Les informations distillées tout au long du film concernent, on vient de le voir, des événements qui ont jalonné l’Histoire de la Commune. Elles concernent aussi certains des acteurs de cette Histoire : des hommes politiques, des militaires, des élus de la Commune dont la mémoire collective a retenu le nom et les hauts faits. Mis à part les personnalités qui ont été mentionnées dans l’historique ci-dessus proposé, le spectateur peut entre autres voir ou entendre parler des personnalités suivantes :

Les officiers Jaroslaw Dombrowski et Napoléon La Cecilia.
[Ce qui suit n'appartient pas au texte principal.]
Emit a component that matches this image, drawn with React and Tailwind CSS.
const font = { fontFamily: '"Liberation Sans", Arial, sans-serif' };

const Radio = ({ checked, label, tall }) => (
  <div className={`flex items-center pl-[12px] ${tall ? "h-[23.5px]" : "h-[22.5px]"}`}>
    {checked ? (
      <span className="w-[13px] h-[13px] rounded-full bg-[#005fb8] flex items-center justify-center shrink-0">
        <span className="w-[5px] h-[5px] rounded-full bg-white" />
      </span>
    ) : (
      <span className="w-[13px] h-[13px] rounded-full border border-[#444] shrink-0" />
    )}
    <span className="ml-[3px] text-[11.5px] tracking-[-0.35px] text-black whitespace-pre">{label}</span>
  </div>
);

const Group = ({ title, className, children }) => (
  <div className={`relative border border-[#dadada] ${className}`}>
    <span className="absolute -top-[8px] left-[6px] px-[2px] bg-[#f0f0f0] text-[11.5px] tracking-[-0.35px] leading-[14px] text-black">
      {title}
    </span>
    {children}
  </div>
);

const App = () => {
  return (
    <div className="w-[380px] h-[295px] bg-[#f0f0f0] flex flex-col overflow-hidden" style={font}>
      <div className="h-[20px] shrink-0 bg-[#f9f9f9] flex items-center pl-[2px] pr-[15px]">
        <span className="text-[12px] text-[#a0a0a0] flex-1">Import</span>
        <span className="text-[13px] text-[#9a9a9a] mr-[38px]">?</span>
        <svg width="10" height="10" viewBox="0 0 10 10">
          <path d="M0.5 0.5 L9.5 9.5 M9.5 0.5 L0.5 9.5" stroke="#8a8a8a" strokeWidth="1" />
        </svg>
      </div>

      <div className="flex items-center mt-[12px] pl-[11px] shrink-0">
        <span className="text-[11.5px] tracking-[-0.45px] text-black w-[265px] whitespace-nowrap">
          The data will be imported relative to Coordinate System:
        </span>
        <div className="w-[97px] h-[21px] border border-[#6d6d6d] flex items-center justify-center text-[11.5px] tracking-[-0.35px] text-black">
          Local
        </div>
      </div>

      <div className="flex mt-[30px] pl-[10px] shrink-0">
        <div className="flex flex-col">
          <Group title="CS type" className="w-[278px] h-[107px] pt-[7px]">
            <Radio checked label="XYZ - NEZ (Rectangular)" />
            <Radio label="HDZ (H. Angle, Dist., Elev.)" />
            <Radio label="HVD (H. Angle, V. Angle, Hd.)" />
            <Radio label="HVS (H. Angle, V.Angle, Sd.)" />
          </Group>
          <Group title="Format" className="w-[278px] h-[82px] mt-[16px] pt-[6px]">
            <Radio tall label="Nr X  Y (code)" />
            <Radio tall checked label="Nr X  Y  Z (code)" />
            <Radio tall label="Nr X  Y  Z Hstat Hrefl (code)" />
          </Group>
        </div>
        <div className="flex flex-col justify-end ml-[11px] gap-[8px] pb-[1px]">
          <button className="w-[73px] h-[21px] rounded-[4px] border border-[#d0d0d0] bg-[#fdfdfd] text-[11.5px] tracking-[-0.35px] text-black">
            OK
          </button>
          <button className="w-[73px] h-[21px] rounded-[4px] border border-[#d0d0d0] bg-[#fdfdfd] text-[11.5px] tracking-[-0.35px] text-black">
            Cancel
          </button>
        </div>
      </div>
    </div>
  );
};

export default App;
Le premier est un réfugié polonais qui a participé dans son pays au soulèvement de 1863 et qui va être nommé chef d’état-major et commandant de la place de Paris en avril 1871, puis qui va défendre désespérément Neuilly devant les attaques versaillaises. Le second un Français qui a combattu aux côtés de Garibaldi au moment du Risorgimento.

Auguste Blanqui, révolutionnaire socialiste qui est arrêté et emprisonné le 17 mars 1871 et qui ne put participer à l’expérience communarde.
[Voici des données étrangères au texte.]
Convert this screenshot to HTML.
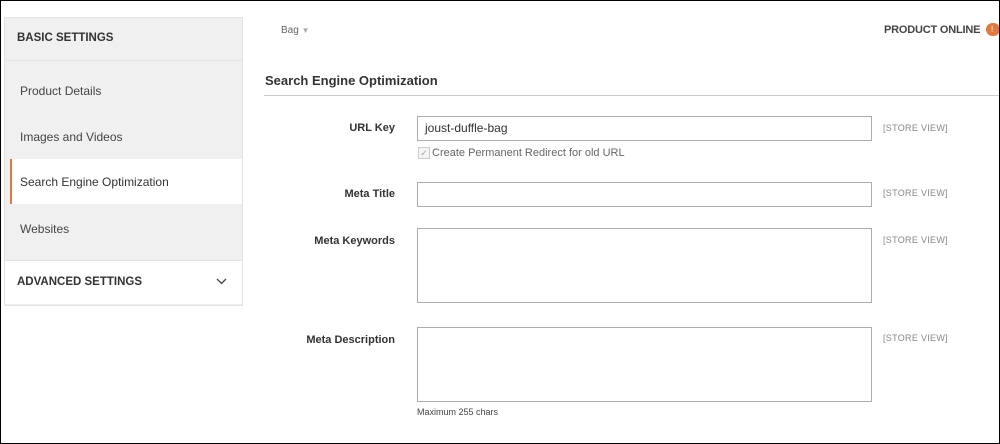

Édouard Moreau, qui a fait partie du Comité Central de la Garde Nationale.

Jean-Baptiste Millière, directeur du journal La Commune qui fut censuré par les autorités communardes à cause d’une orientation jugée trop critique à leur égard.

Le général aristocrate Charles de Beaufort qui, à Paris, est en conflit avec ses hommes de la Garde Nationale (il sera assassiné par le peuple le 24 mai).

Jules Miot, membre de la Commune qui proposa la création du Comité de Salut Public.

Beaucoup de ces personnages historiques ne sont pas vus à l’image, mais évoqués à travers les dialogues ou les intertitres. Des photos réelles de certains d’entre eux sont montrées, ce qui renforce le caractère composite du film.

Peter Watkins a par ailleurs le souci de représenter le quotidien et l’état d’esprit de Parisiens dont l’Histoire n’aurait pas retenu l’existence, mais qui auraient participé aux événements en question (son film a la profonde dimension d’une chronique).

La plupart de ces personnages sont manifestement créés par les auteurs du film. Celui-ci a donc à la fois la dimension d’un documentaire et d’une fiction. Il s’agit de faire vivre l’Histoire à l’écran, de restituer le mouvement de la vie à un moment capital de l’Histoire de France. De mettre en situation les personnages historiques, mais aussi de donner corps et réalité à l’existence et à l’état d’esprit des Parisiens les plus humbles qui ont participé à la Commune et à propos desquels on ne trouve que peu de témoignages.

Partie 2 : De "vrais" personnages.

Notes

[1Cette Commune trouve son modèle de référence dans la Commune insurrectionnelle proclamée en août 1792 à l’instigation de Danton et qui a mis à mal le gouvernement municipal de Paris, créé en 1789 et qui survivra jusqu’en 1795. La Commune insurrectionnelle a emprisonné le Roi qui s’était réfugié à l’Assemblée et mis fin à la monarchie en organisant les élections qui ont permis l’avènement de la Convention.

[2In Paris insurgé - La Commune de 1871, Découverte Gallimard, Paris, 1995, p.33.